Which tells us: If you truly want to teach, you must put yourself in your student’s space.
If your student has wandered far astray, tear yourself away from your own space; feel what it is like to be distant. If your student is in pain, let that pain become your pain. There must be nothing that lies between your student’s world and your own.
Teach in this way and you can bring even the most distant student to your own level of understanding.
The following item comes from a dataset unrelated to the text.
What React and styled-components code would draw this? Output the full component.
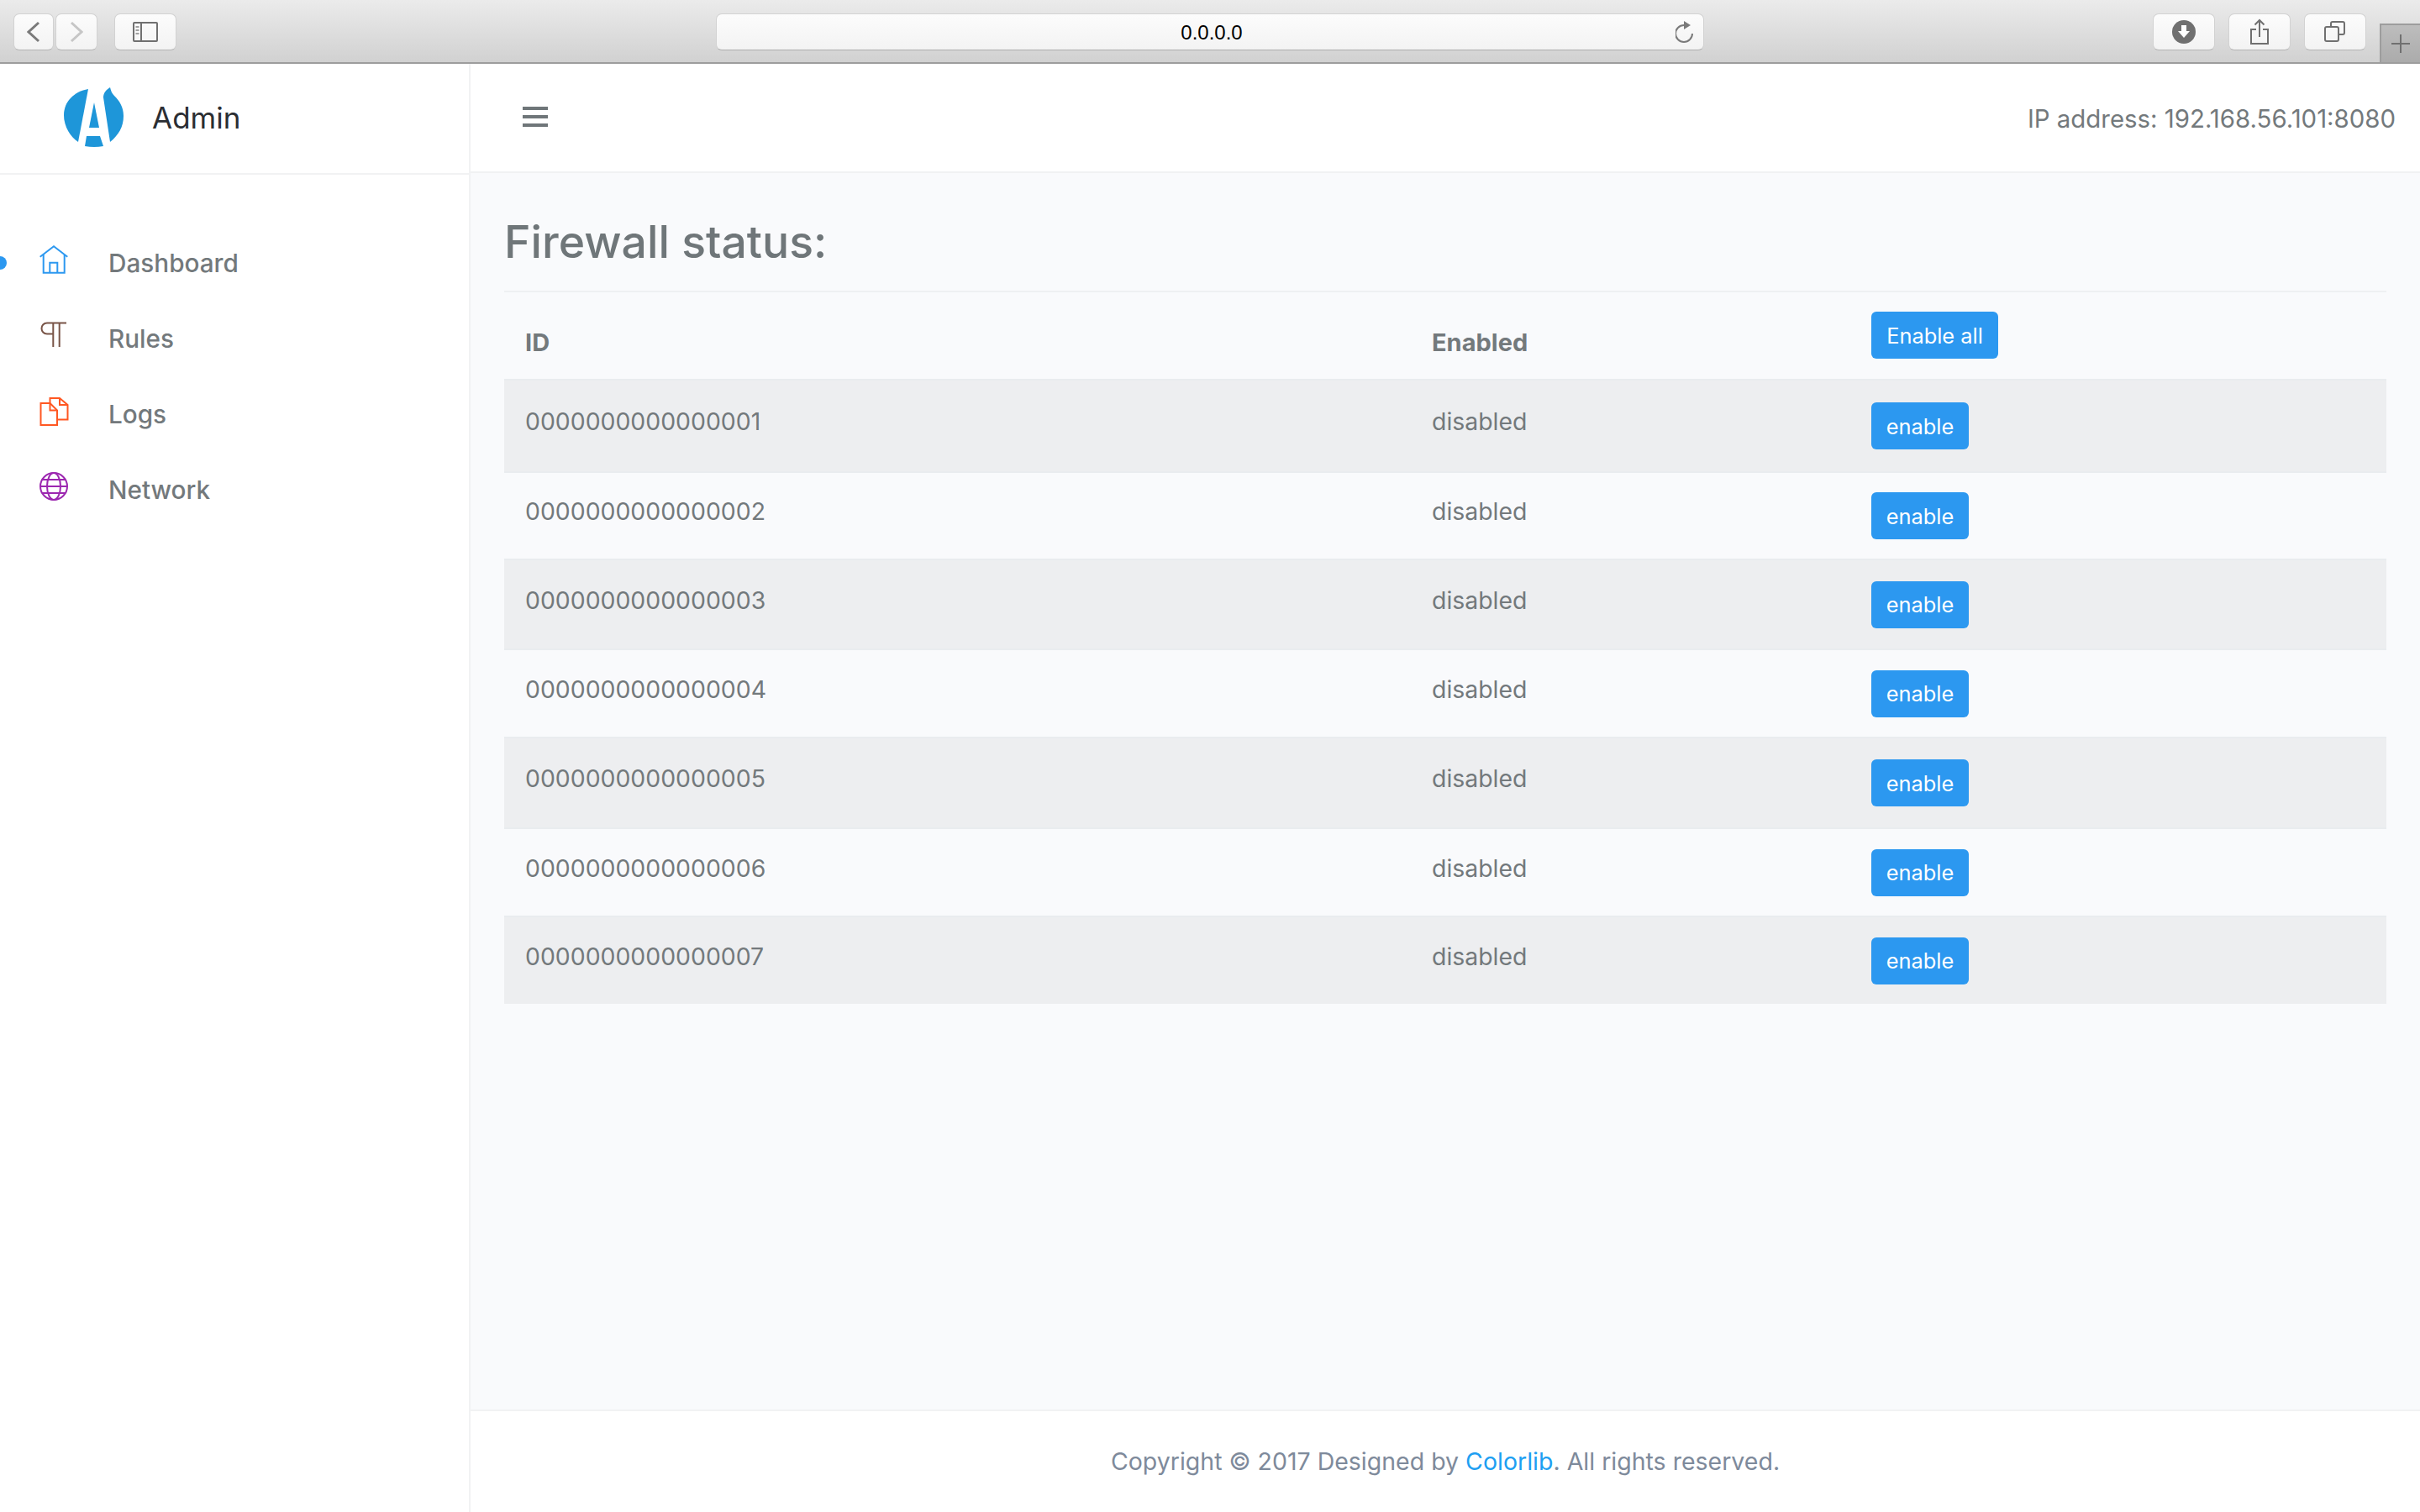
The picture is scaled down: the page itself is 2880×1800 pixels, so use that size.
import React from 'react';
import styled, { createGlobalStyle } from 'styled-components';

const GlobalStyle = createGlobalStyle`
  html, body {
    margin: 0;
    padding: 0;
    background: #fff;
  }
  * {
    box-sizing: border-box;
  }
  body {
    font-family: Inter, "Liberation Sans", sans-serif;
    color: #73797c;
  }
`;

const Page = styled.div`
  width: 2880px;
  height: 1800px;
  display: flex;
  flex-direction: column;
  overflow: hidden;
`;

const Toolbar = styled.div`
  height: 76px;
  flex: none;
  display: flex;
  align-items: flex-start;
  padding: 16px 0 0 16px;
  background: linear-gradient(#ebebeb, #d1d1d1);
  border-bottom: 2px solid #9d9d9d;
`;

const ChromeButton = styled.div`
  width: ${(p) => p.$width || 74}px;
  height: 44px;
  flex: none;
  margin-left: ${(p) => p.$left || 0}px;
  display: flex;
  align-items: center;
  justify-content: center;
  background: linear-gradient(#fcfcfc, #f3f3f3);
  border: 1px solid #d2d2d2;
  border-bottom-color: #b4b4b4;
  border-radius: 7px;
`;

const UrlBar = styled.div`
  width: 1176px;
  height: 44px;
  flex: none;
  margin-left: 642px;
  position: relative;
  display: flex;
  align-items: center;
  justify-content: center;
  background: linear-gradient(#fcfcfc, #f3f3f3);
  border: 1px solid #d2d2d2;
  border-bottom-color: #adadad;
  border-radius: 7px;
  font-family: "Liberation Sans", sans-serif;
  font-size: 24px;
  color: #000;
  padding: 2px 0 0 4px;
`;

const ReloadIcon = styled.svg`
  position: absolute;
  right: 11px;
  top: 7px;
`;

const NewTab = styled.div`
  width: 48px;
  height: 46px;
  flex: none;
  margin: 12px 0 0 16px;
  display: flex;
  align-items: center;
  justify-content: center;
  background: linear-gradient(#bdbdbd, #ababab);
  border-top: 2px solid #9d9d9d;
  border-left: 2px solid #9d9d9d;
`;

const Body = styled.div`
  flex: 1;
  display: flex;
  min-height: 0;
`;

const Sidebar = styled.aside`
  width: 560px;
  flex: none;
  background: #fff;
  border-right: 2px solid #f1f2f3;
`;

const Brand = styled.div`
  height: 132px;
  display: flex;
  align-items: center;
  gap: 33px;
  padding: 0 0 2px 76px;
  border-bottom: 2px solid #f1f2f3;
  font-size: 35px;
  color: #2b2e33;
`;

const Nav = styled.nav`
  padding-top: 60px;
`;

const NavItem = styled.div`
  height: 90px;
  position: relative;
  display: flex;
  align-items: center;
  gap: 47px;
  padding-left: 46px;
  font-size: 29.7px;
  font-weight: 500;
  color: #73797c;
`;

const ActiveDot = styled.span`
  position: absolute;
  left: -8px;
  top: 37px;
  width: 16px;
  height: 16px;
  border-radius: 50%;
  background: #2c98f0;
`;

const NavIcon = styled.svg`
  flex: none;
  margin-bottom: 9px;
`;

const Main = styled.main`
  flex: 1;
  min-width: 0;
  display: flex;
  flex-direction: column;
`;

const TopBar = styled.header`
  height: 130px;
  flex: none;
  display: flex;
  align-items: center;
  justify-content: space-between;
  padding: 0 29px 0 62px;
  background: #fff;
  border-bottom: 2px solid #f1f2f3;
  font-size: 29.4px;
`;

const HostAddress = styled.span`
  padding-top: 3px;
`;

const Content = styled.section`
  flex: 1;
  padding: 0 40px;
  background: #f9fafc;
`;

const Title = styled.h1`
  height: 142px;
  margin: 0;
  padding-top: 47px;
  font-size: 53.5px;
  line-height: 70px;
  font-weight: 500;
  color: #6f7679;
  border-bottom: 2px solid #eef0f2;
`;

const Row = styled.div`
  display: grid;
  grid-template-columns: 1079px 548px 1fr;
  align-items: center;
  height: ${(p) => p.$height}px;
  font-size: 28.4px;
  background: ${(p) => (p.$striped ? '#edeef0' : 'transparent')};
  border-top: 2px solid #e9ecef;
`;

const HeadRow = styled.div`
  display: grid;
  grid-template-columns: 1079px 548px 1fr;
  align-items: start;
  height: 103px;
  padding-top: 23px;
  font-size: 29px;
  font-weight: 700;
`;

const HeadCell = styled.div`
  padding: 15px 0 0 25px;
  line-height: 44px;
`;

const Cell = styled.div`
  padding: 0 0 10px 25px;
  line-height: 44px;
`;

const Button = styled.button`
  justify-self: start;
  width: ${(p) => p.$width}px;
  height: 56px;
  padding: 0;
  border: 0;
  border-radius: 6px;
  background: #2c98f0;
  color: #fff;
  font-family: inherit;
  font-size: 25.4px;
  font-weight: 400;
`;

const Footer = styled.footer`
  height: 122px;
  flex: none;
  display: flex;
  align-items: center;
  justify-content: center;
  padding-bottom: 2px;
  background: #fff;
  border-top: 2px solid #f1f2f3;
  font-size: 28.5px;
  color: #7e8a9b;
`;

const FooterLink = styled.a`
  color: #1e9ff2;
  margin: 0 0 0 8px;
`;

const rowHeights = [110, 104, 107, 105, 108, 105, 105];

const ChromeStroke = ({ width, height, children, color = '#707070', strokeWidth = 2 }) => (
  <svg
    width={width}
    height={height}
    viewBox={`0 0 ${width} ${height}`}
    fill="none"
    stroke={color}
    strokeWidth={strokeWidth}
  >
    {children}
  </svg>
);

function Logo() {
  return (
    <svg width="72" height="74" viewBox="0 0 72 74" fill="#1e96d9" style={{ flex: 'none' }}>
      <path d="M29 3 L17 66 C8 60 0 48 0 34 C0 18 12 6 29 3Z" />
      <path d="M55 1 C50 4 47 8 47 13 L55 66 C65 58 71 48 71 35 C71 24 66 17 60 11 C57 8 56 5 55 1Z" />
      <path d="M36 19 L42 49 L30 49Z" />
      <path d="M27 59 L43 59 L47 71 Q36 73 25 71Z" />
    </svg>
  );
}

const icons = {
  home: (
    <NavIcon width="36" height="36" viewBox="0 0 36 36" fill="none" stroke="#2c98f0" strokeWidth="2">
      <path d="M1.7 14.7 L18 2.3 L34.3 14.7" />
      <path d="M5.7 12 V33.7 H30.7 V12" />
      <path d="M13.3 33.7 V21.7 H22.3 V33.7" />
    </NavIcon>
  ),
  rules: (
    <NavIcon width="36" height="36" viewBox="0 0 36 36" fill="none" stroke="#795548" strokeWidth="2">
      <path d="M33 3.5 H10 C6 3.5 3.5 6.5 3.5 10 C3.5 13.5 6 16.5 10 16.5 H17.3" />
      <path d="M17.3 3.5 V32 M24.7 3.5 V32" />
    </NavIcon>
  ),
  logs: (
    <NavIcon width="36" height="36" viewBox="0 0 36 36" fill="none" stroke="#ff5722" strokeWidth="2">
      <path d="M2.5 9 H13.5 L22 17.5 V35 H2.5Z" />
      <path d="M13.5 9 V17.5 H22" />
      <path d="M13.5 9 V3 H25 L34.5 11 V28.5 H22.5" />
      <path d="M25 3 V11 H34.5" />
    </NavIcon>
  ),
  network: (
    <NavIcon width="36" height="36" viewBox="0 0 36 36" fill="none" stroke="#9c27b0" strokeWidth="2">
      <circle cx="18" cy="18" r="16" />
      <ellipse cx="18" cy="18" rx="8" ry="16" />
      <path d="M4 10 H32 M2 18 H34 M4 26 H32" />
    </NavIcon>
  ),
};

const navItems = [
  { label: 'Dashboard', icon: 'home', active: true },
  { label: 'Rules', icon: 'rules' },
  { label: 'Logs', icon: 'logs' },
  { label: 'Network', icon: 'network' },
];

export default function App() {
  return (
    <Page>
      <GlobalStyle />
      <Toolbar>
        <ChromeButton $width={48}>
          <ChromeStroke width={16} height={26} strokeWidth={3} color="#7a7a7a">
            <path d="M14 2 L2 13 L14 24" />
          </ChromeStroke>
        </ChromeButton>
        <ChromeButton $width={50} $left={2}>
          <ChromeStroke width={16} height={26} strokeWidth={3} color="#c6c6c6">
            <path d="M2 2 L14 13 L2 24" />
          </ChromeStroke>
        </ChromeButton>
        <ChromeButton $left={20}>
          <ChromeStroke width={30} height={24}>
            <rect x="1" y="1" width="28" height="22" rx="1" />
            <path d="M10 1 V23" />
            <path d="M3.5 6 H7.5 M3.5 10 H7.5 M3.5 14 H7.5" stroke="#a0a0a0" />
          </ChromeStroke>
        </ChromeButton>
        <UrlBar>
          0.0.0.0
          <ReloadIcon width="22" height="28" viewBox="0 0 22 28" fill="none" stroke="#7a7a7a" strokeWidth="2">
            <path d="M10 6 A10 10 0 1 0 20 16" />
            <path d="M10 1 L18 6 L10 11Z" fill="#7a7a7a" stroke="none" />
          </ReloadIcon>
        </UrlBar>
        <ChromeButton $left={534}>
          <svg width="28" height="28" viewBox="0 0 28 28">
            <circle cx="14" cy="14" r="14" fill="#707070" />
            <path d="M11 6 H17 V13 H21 L14 21 L7 13 H11Z" fill="#fff" />
          </svg>
        </ChromeButton>
        <ChromeButton $left={16}>
          <ChromeStroke width={24} height={32}>
            <path d="M8 13 H2 V30 H22 V13 H16" />
            <path d="M12 22 V2 M6.5 7.5 L12 2 L17.5 7.5" />
          </ChromeStroke>
        </ChromeButton>
        <ChromeButton $left={16}>
          <ChromeStroke width={26} height={26}>
            <rect x="1" y="7" width="16" height="17" rx="2" />
            <path d="M8 7 V3 Q8 1 10 1 H22 Q24 1 24 3 V14 Q24 16 22 16 H17" />
          </ChromeStroke>
        </ChromeButton>
        <NewTab>
          <ChromeStroke width={22} height={22}>
            <path d="M11 0 V22 M0 11 H22" />
          </ChromeStroke>
        </NewTab>
      </Toolbar>
      <Body>
        <Sidebar>
          <Brand>
            <Logo />
            <span>Admin</span>
          </Brand>
          <Nav>
            {navItems.map((item) => (
              <NavItem key={item.label}>
                {item.active && <ActiveDot />}
                {icons[item.icon]}
                <span>{item.label}</span>
              </NavItem>
            ))}
          </Nav>
        </Sidebar>
        <Main>
          <TopBar>
            <svg width="30" height="26" viewBox="0 0 30 26" fill="#6f7679">
              <rect y="0" width="30" height="4" />
              <rect y="10" width="30" height="4" />
              <rect y="20" width="30" height="4" />
            </svg>
            <HostAddress>IP address: 192.168.56.101:8080</HostAddress>
          </TopBar>
          <Content>
            <Title>Firewall status:</Title>
            <HeadRow>
              <HeadCell>ID</HeadCell>
              <HeadCell>Enabled</HeadCell>
              <Button $width={151}>Enable all</Button>
            </HeadRow>
            {rowHeights.map((height, i) => (
              <Row key={i} $height={height} $striped={i % 2 === 0}>
                <Cell>{`000000000000000${i + 1}`}</Cell>
                <Cell>disabled</Cell>
                <Button $width={116}>enable</Button>
              </Row>
            ))}
          </Content>
          <Footer>
            Copyright © 2017 Designed by<FooterLink>Colorlib</FooterLink>. All rights reserved.
          </Footer>
        </Main>
      </Body>
    </Page>
  );
}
And yet higher: You will learn from this student that which you could never have learned from your own teachers and colleagues.”
This is just one example of the extreme caring that is part of being a Jew.
“All Israel (all Jews) are responsible for one another” is one of our important maxims.
If any Jew acts inappropriately, it is a reflection on all Jews.  If someone commits a horrible crime and his name sounds like it could be Jewish, there are tremors throughout the Jewish nation.  It’s not just that we are afraid of what non-Jews will think of us; it is a matter of internal shame on the rare occasions that one of our own turns aside from our collective mission of making the world a holy place.
This responsibility of one Jew for another is so significant that there is even an opinion that if you perform a certain mitzvah while your fellow Jew does not, you will not get credit for performance of that mitzvah since you are a guarantor for your fellow Jew.  That is, in neglecting to make sure your fellow Jew performed the mitzvah, it is as though you did not perform the mitzvah yourself.